3. Sierra is a sexual victim.
4. November is "fat" and therefore only good for having babies and being treated like crap by guys.
5. Victor gets to do everything.
I'm going to stick it out--there are only 13 episodes left, after all, but I'm not optimistic about the future of the show. It's simultaneously too complicated and not complicated enough.
And I know, I know, that I sound all outraged and whatever about the treatment of the female characters, and I'm normally not this ragey about television, like, at ALL, but when this is the story that you pick to tell, then you need to think about how all this stuff comes across, and Joss, who did academic work in Womens Studies, for Pete's sake, should be doing more thinking. And maybe he is and that will come across in the later episodes of the show. I hope.

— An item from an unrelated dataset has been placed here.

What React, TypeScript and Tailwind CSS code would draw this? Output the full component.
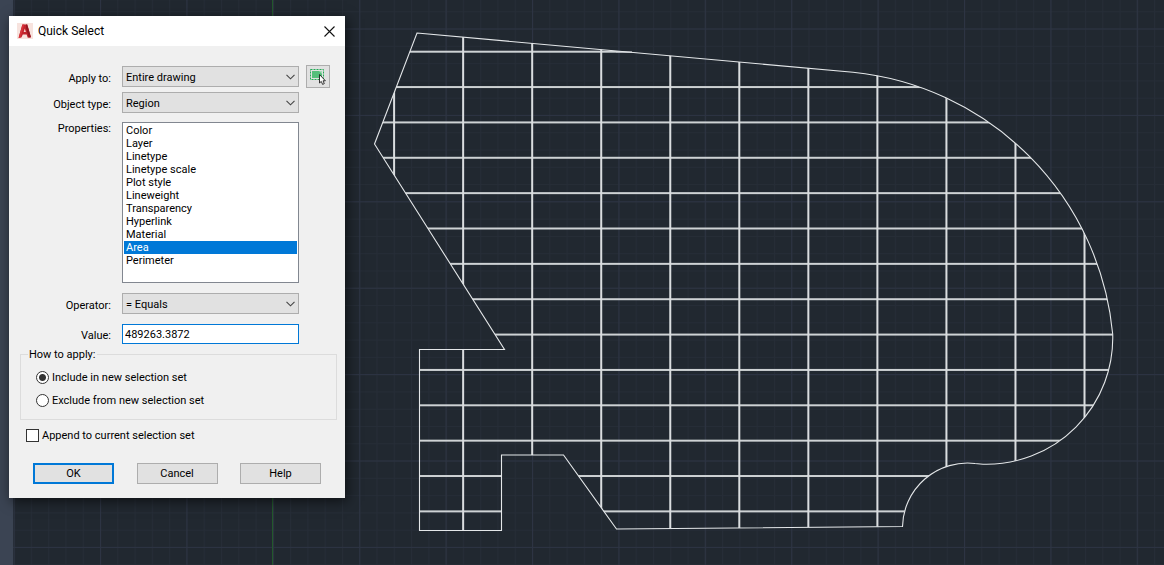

* I mean, why do I care in the show, obvs. In real life, of course I would care if people had their personalities wiped and were made into, basically, sex slaves. Even if they were annoying to begin with.
** In fairness, I must note that she did get to have sex with her hot next door neighbor, but she was on assignment for that, and was still programmed with the "oh, I'm fat so you'll never like me" thing.
*** I say this because a shocking number of people I know, men and women, cannot drive a manual transmission. That's just sad, people.